> [Given exercise] Check each line below for "page" and report how many have it, nothing else.

> [Data block]
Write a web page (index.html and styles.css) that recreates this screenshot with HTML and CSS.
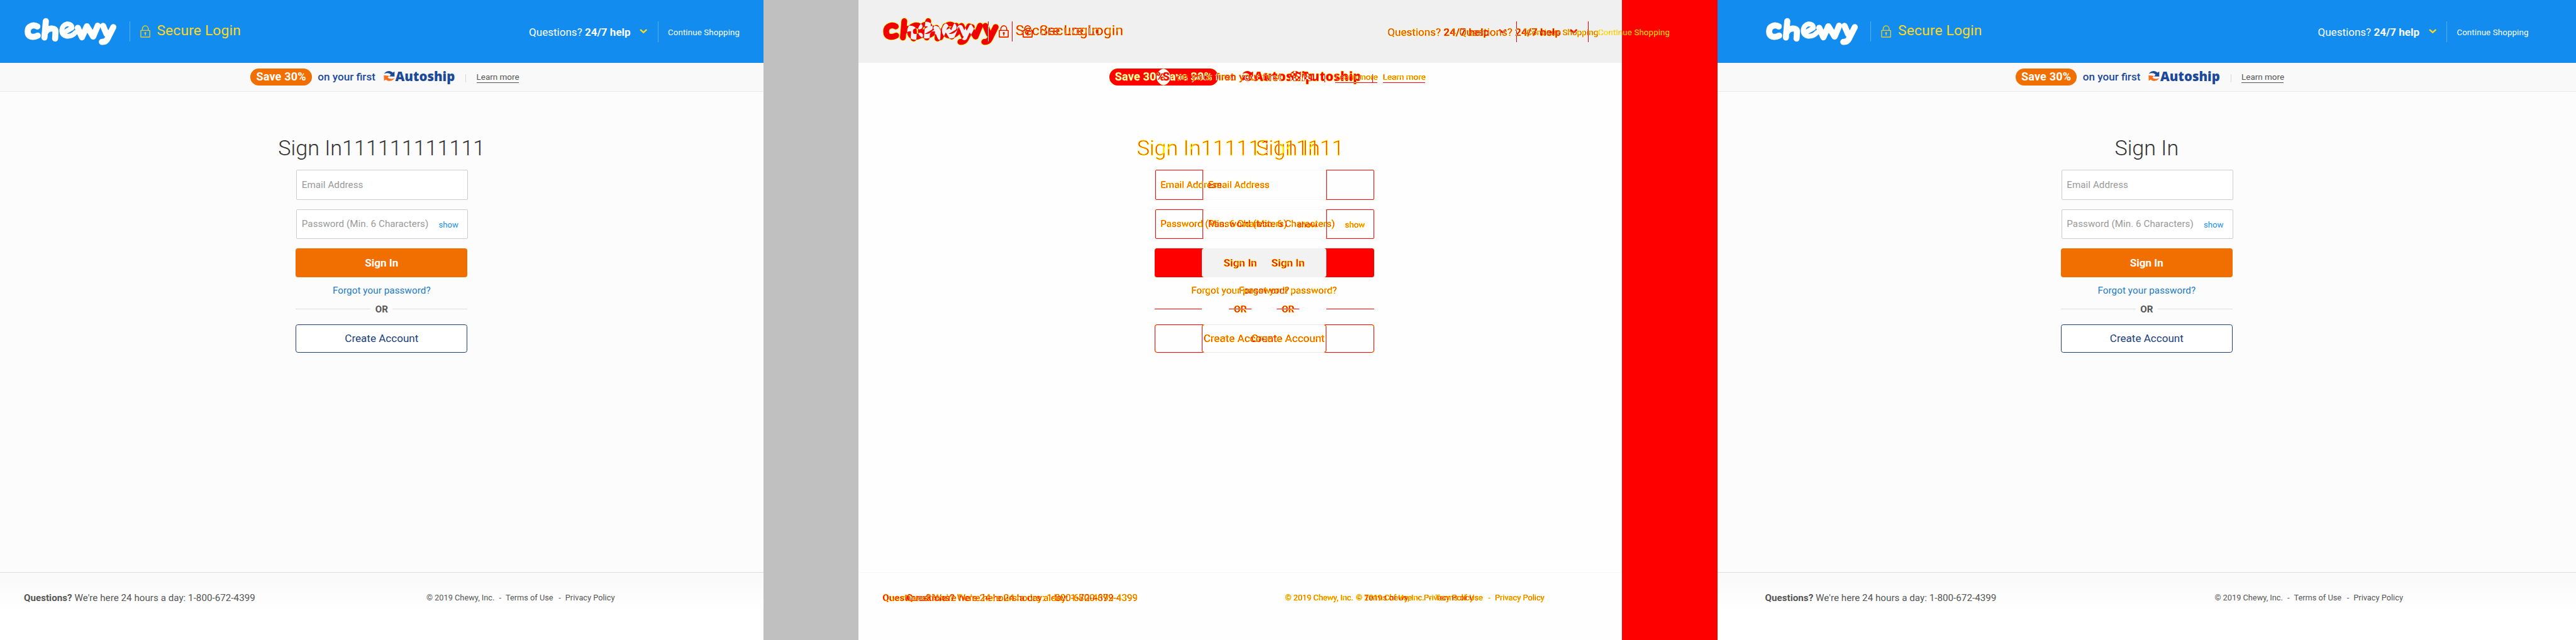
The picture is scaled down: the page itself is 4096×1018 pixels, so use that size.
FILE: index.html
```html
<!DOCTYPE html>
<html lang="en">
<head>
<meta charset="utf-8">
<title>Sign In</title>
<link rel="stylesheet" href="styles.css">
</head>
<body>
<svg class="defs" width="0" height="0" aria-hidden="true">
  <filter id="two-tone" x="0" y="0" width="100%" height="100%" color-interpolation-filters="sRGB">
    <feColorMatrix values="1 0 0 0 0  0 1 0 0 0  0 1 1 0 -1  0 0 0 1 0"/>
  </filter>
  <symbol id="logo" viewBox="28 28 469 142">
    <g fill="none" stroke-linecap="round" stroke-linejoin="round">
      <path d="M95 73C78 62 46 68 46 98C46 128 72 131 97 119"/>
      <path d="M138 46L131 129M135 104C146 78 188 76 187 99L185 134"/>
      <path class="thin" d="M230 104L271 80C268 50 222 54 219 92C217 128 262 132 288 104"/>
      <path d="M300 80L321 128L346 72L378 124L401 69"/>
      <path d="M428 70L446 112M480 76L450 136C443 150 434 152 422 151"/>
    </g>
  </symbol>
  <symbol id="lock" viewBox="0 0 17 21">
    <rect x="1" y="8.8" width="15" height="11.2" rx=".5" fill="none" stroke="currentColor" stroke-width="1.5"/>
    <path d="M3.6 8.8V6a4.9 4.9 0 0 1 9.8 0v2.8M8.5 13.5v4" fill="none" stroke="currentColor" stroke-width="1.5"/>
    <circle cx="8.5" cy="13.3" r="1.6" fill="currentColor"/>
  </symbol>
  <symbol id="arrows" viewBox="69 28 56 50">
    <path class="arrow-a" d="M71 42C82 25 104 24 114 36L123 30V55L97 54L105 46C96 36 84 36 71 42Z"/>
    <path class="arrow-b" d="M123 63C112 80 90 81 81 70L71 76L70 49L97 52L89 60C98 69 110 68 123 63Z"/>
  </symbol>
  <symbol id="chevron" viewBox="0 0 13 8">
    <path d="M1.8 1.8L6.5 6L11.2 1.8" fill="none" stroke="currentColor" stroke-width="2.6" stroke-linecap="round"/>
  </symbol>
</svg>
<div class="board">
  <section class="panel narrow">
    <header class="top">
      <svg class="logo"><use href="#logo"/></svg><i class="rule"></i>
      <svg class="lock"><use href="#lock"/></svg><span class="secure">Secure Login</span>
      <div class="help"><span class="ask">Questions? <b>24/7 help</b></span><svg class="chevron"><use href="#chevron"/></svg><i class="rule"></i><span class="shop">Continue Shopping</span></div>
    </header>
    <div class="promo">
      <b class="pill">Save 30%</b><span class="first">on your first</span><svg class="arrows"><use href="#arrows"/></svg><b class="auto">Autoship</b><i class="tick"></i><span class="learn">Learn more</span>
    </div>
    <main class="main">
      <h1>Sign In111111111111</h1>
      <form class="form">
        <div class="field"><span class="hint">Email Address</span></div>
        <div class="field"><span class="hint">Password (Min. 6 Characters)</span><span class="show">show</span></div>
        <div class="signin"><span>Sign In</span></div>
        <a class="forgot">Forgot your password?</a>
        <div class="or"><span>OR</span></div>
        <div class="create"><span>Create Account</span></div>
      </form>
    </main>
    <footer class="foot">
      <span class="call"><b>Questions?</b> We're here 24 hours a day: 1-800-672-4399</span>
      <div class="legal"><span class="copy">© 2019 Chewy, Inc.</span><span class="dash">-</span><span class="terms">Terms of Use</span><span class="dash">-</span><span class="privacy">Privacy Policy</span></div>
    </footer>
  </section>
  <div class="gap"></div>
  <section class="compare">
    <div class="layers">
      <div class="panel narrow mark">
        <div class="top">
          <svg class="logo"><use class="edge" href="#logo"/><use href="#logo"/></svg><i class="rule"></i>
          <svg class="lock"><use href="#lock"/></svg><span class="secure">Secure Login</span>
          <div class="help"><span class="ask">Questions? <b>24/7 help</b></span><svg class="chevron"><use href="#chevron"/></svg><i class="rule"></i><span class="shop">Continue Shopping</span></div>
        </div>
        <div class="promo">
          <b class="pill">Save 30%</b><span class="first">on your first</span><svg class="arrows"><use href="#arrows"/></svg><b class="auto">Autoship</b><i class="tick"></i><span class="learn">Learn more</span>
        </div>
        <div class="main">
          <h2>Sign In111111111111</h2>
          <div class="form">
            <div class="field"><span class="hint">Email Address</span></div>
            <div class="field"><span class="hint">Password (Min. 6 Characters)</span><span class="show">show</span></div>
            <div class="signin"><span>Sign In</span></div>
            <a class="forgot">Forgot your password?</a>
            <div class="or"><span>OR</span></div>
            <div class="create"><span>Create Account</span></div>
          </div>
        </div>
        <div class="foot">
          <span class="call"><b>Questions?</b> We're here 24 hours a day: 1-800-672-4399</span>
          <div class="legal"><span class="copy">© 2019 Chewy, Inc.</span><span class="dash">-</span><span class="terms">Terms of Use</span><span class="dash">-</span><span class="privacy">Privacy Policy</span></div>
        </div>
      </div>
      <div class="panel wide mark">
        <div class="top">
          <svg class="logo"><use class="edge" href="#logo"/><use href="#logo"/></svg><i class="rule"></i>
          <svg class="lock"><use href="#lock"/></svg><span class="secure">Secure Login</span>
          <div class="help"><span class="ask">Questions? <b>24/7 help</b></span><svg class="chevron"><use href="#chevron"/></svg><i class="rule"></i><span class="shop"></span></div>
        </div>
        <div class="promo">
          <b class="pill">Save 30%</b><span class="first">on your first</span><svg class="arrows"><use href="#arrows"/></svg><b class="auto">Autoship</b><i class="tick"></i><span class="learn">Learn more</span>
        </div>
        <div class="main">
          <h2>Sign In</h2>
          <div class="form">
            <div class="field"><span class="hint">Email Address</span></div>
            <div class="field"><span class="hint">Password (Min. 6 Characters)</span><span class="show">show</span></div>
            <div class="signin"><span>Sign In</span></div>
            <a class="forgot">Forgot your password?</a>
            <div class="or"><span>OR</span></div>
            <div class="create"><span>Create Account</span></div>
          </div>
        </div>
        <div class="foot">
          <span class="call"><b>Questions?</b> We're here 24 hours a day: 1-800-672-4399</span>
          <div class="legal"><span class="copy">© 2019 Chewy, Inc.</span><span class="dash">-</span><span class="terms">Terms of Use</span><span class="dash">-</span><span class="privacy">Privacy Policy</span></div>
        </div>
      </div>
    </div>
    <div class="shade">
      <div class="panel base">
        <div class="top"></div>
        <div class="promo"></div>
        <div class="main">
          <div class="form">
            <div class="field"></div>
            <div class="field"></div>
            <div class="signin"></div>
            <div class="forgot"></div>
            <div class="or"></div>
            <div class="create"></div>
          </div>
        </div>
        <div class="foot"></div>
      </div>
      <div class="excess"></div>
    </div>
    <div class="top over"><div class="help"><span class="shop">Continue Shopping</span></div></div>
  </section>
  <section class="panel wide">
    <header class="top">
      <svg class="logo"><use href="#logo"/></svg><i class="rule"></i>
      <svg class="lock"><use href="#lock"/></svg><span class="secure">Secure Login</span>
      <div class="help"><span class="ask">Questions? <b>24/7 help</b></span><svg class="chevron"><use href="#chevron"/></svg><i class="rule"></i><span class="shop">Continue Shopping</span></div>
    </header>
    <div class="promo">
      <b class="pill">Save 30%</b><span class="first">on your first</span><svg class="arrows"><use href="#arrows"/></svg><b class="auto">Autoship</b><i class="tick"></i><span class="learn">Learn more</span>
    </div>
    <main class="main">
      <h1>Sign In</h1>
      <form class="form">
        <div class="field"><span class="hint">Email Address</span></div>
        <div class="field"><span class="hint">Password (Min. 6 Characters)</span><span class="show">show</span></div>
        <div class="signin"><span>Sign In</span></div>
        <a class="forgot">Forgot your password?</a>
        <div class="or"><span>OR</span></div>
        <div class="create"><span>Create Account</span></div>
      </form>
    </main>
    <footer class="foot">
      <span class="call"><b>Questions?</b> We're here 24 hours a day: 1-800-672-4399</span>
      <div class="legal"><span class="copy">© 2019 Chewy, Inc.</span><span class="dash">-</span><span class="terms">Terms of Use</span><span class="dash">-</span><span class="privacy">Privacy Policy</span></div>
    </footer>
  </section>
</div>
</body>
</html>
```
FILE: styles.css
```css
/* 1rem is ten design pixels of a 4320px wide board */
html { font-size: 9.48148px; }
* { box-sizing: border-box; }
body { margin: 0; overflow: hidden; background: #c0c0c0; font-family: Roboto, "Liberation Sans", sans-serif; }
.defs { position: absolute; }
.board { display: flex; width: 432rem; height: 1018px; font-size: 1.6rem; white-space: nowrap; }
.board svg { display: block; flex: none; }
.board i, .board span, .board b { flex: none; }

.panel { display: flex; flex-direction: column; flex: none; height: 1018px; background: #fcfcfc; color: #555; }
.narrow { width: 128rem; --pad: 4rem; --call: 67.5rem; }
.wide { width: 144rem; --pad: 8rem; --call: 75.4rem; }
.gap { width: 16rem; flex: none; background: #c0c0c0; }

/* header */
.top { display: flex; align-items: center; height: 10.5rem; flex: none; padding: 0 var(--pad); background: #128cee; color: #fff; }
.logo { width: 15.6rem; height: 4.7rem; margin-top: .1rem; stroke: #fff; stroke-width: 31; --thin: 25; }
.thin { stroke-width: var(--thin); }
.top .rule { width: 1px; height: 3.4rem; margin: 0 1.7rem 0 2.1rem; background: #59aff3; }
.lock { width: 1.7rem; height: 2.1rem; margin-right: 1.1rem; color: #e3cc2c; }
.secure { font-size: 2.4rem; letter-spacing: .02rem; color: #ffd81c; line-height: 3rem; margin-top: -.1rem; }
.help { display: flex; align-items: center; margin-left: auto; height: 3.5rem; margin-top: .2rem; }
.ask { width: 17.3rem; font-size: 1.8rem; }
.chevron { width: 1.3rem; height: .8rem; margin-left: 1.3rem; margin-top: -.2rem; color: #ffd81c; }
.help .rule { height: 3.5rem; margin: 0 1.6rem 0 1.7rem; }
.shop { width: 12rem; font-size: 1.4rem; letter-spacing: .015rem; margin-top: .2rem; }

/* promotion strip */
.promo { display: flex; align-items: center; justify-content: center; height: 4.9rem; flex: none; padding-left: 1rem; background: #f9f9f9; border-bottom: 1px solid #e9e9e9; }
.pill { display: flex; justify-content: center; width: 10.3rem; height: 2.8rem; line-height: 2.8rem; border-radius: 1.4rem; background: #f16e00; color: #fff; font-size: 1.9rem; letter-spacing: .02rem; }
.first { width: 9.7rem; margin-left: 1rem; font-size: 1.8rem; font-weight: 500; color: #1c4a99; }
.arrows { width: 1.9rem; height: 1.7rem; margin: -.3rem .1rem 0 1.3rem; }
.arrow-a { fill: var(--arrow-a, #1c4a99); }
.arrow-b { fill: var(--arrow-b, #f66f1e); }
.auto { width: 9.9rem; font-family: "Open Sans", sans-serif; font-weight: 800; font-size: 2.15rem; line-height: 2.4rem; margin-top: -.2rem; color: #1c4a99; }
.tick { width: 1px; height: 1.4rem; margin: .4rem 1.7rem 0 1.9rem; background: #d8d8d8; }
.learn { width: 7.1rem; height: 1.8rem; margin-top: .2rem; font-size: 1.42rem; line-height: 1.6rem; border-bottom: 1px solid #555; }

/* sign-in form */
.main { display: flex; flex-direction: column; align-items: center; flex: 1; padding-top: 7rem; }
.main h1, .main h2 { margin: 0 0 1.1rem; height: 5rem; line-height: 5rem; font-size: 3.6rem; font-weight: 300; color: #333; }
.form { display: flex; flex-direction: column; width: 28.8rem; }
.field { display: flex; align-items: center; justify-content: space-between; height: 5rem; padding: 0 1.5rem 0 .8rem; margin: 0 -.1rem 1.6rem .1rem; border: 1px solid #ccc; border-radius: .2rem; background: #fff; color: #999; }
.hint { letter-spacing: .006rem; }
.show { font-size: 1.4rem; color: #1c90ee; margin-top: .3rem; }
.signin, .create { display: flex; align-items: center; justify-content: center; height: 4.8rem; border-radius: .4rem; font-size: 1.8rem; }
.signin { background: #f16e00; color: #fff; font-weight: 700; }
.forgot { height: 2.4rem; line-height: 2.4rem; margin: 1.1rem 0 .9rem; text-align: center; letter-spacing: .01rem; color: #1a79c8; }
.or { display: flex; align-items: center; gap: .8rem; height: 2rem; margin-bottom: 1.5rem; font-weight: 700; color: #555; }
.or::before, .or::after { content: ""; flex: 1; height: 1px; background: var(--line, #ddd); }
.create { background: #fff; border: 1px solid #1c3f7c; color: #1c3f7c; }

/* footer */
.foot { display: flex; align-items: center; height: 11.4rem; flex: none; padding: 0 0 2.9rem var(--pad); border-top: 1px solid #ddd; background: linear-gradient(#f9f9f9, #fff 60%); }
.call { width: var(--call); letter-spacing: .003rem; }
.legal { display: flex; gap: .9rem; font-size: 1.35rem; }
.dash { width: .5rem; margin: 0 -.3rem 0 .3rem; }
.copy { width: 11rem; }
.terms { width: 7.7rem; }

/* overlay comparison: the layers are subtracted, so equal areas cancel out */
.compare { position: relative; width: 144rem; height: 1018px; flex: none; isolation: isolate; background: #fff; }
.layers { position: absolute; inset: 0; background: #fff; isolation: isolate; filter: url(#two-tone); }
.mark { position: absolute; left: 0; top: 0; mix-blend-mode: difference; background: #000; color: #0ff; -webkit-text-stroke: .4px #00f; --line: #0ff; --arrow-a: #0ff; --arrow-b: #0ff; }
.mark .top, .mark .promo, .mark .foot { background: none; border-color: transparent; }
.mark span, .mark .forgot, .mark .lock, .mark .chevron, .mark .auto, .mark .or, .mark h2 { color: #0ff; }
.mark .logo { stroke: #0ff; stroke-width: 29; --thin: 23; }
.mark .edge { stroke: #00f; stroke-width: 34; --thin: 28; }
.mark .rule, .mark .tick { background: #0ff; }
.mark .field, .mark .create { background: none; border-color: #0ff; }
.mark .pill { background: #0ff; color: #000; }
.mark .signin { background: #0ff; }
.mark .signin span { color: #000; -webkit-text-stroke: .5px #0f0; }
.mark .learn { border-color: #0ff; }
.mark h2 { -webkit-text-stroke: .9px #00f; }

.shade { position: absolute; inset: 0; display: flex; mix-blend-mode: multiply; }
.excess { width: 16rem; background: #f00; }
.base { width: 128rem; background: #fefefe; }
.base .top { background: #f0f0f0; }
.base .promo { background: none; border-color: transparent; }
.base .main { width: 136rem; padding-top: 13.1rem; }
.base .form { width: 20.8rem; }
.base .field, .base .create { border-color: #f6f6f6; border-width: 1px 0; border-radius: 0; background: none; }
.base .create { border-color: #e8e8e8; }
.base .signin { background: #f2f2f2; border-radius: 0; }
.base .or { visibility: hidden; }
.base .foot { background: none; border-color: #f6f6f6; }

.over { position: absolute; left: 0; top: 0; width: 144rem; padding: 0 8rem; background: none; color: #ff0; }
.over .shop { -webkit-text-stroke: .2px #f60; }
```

> [Response to this exercise] 2